Covariate Correlations
Using the data prepared as discussed above, we computed pairwise statistical correlations between age, sex as well as history of macular degeneration, complement deficiency disorders, coagulation disorders, HTN, T2DM, obesity, and CAD. We computed them using data from all suspected patients (tested both positive and negative) as well as only those patients who tested positive. We chose spearman rho as our measure of correlation.
Statistical Software
Models were generated each day that data was available beginning on March 23rd, 2019 with data from patients available through that day.
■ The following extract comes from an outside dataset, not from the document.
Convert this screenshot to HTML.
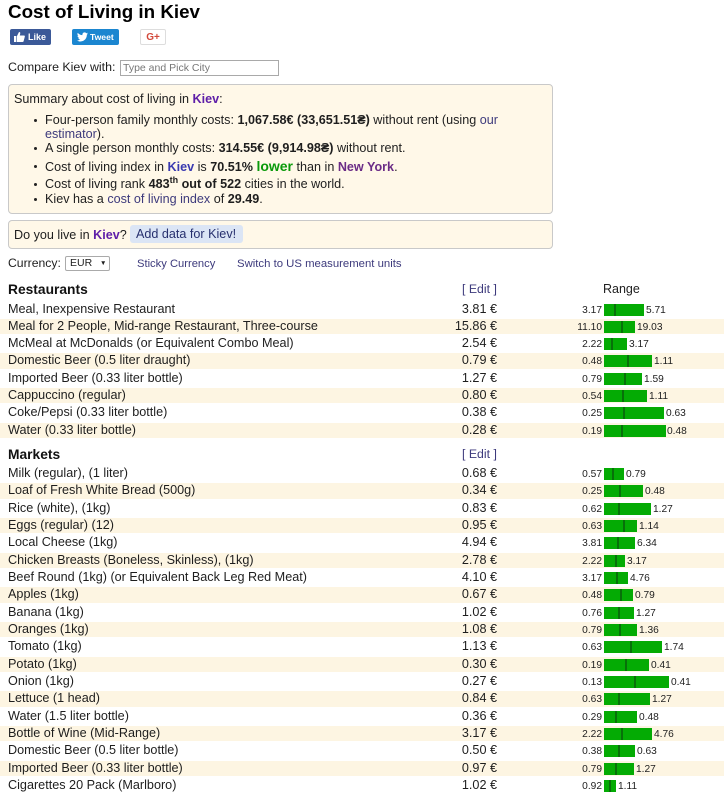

We used Jupyter Notebooks (jupyter-client version 5.3.4 and jupyter-core version 4.6.1) running Python 3.7 and all fit models using the python lifelines package (version 0.24.4).
UK Biobank Genetic Analysis
Data Source
UK Biobank subjects that were of White British descent, in the UK Biobank PCA calculations and therefore without 3rd degree and above relatedness and without aneuploidy, were used in this study, totaling 337,147 subjects (181,032 females and 156,115 males) (Bycroft 2018). Of the nearly 500,000 participants, approximately 50,000 subjects were genotyped on the UK BiLEVE Array by Affymetrix while the rest were genotyped using the Applied Biosystems UK Biobank Axiom Array, with over 800,000 markers using build GRCh37 (hg19). The arrays share 95% marker coverage. We extracted markers with a minor allele frequency greater than 0.005, INFO score greater than 0.3, and Hardy-Weinberg equilibrium test mid-p value greater than 10-10 using PLINK222. UKBB version 3 Imputation combined the Haplotype Research Consortium with the UK10K haplotype resource using the software IMPUTE4 (UK Biobank White paper). Association analyses were performed using a logistic regression model with additive gene dosage and covariates including age at 2018, sex, first 10 principal components (provided by the UK Biobank), and the genotyping array the sample was carried out on. We adjusted for multiple testing with FDR-corrected p-values using the Benjamini-Hochberg method.
Genetic Association Studies
We performed three study-wide association analyses: (i) comparing variants for SARS-CoV-2 positive patients against the entire population of 337,147 subjects, (ii) comparing positive patients who required hospitalization against the entire population, and (iii) comparing patients who tested negative versus the entire population.
Targeted Gene Set Definition
We identified a set of 69 genes relating to the complement and coagulation cascades from the Kyoto Encyclopedia of Genes and Genomes (KEGG accession id: hsa04610). For each gene, we used the transcriptional start and stop site from the hg19 build of the human genome to define a catchment window of 60kbp. From the 805,426 variants profiled in the UK Biobank genotyping data after quality control, 4,248 variants within the transcribed region of the genes of interest or within 60kbp flanking the transcribed region. After applying additional QC filters using PLINK2 (see Data Source above), 2,097 SNPs remained for analysis. We calculated counts for each variant for each of our groups of interest listed in Genetic Association Studies above.
SNP Set Empirical Statistical Evaluation
To assess the probability of getting 10 study-wide significant hits (using BH corrected p-value < 0.05), we used empirical sampling to generate 100 sets of randomly chosen SNPs. In each sample, 69 genes were chosen at random from the genome and mapped to nearby SNPs (within a 60kbp flanking region), resulting in sets of SNPs sized 1712 to 2945 – similar to the 2097 that resulted from our complement and coagulation cascade set. We then repeated the association study and counted the number of significant hits (using BH corrected p-value < 0.05). We fit the empirical data to a Poisson distribution and used the derived lambda to compute p-values for our observations of 10, 4, and 1 hit (corresponding to the number of significant results from our severe analysis, positive analysis, and negative, respectively). We performed a chi-squared goodness-of-fit test to verify the data were consistent with a Poisson.
Software
We used PLINK v2.00a2LM 64-bit Intel (26 Aug 2019) to run the genetic association analysis.